100_1990

What do you do when you don’t know where the line is?

Here’s part of the merit in drawing things from new angles.  You have to rediscover some of the fundamental qualities.  Shouldn’t that heighten one’s powers of observation?

And the merit of doing studies generally is that you create an occasion for just living in the moment visually.  If you let yourself escape the need to have things exact, you gain the chance to strive after making them more exact.  I let go of the line in order to find it.  I let myself be willing to put it down wrong.  And each time you do that you increase the chances of getting it right.

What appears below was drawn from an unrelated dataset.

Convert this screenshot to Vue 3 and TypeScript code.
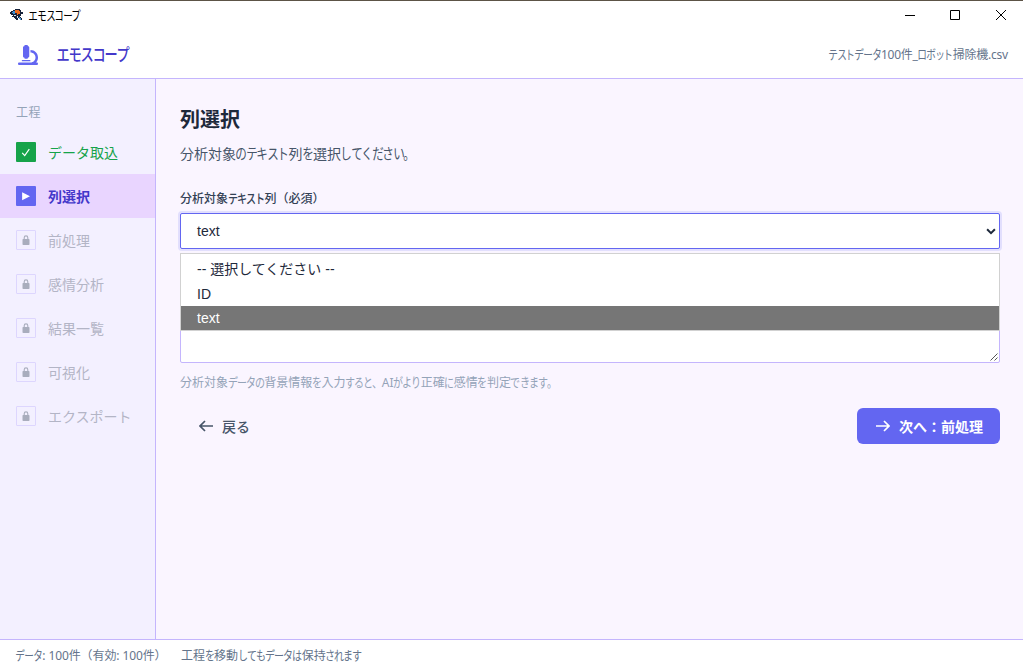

But the other way of finding out the line’s location is to draw with masses instead.  I make a broad patch of color with some careless swipes of parallel strokes.  I estimate how large a swath of color to make.  Afterwards if I get a better sense of one line’s relation to another I venture to draw that contour.

blue jay turned

I notice certain mistakes.  I decide to leave them be.  To remove them makes the thought process too fussy.  I just draw over things, if it’s possible.  And if it’s not I pursue the features that remain.

The relative sizes and interrelationships of all the things are so complex and intriguing.  The precise curve of a line can be very beautiful and interesting to chase.

blue jay figurine and frog teapot different angle further (4)

I have other things on my mind sometimes.  But drawing is also escape.  Or, it’s as much escape as one is likely to get.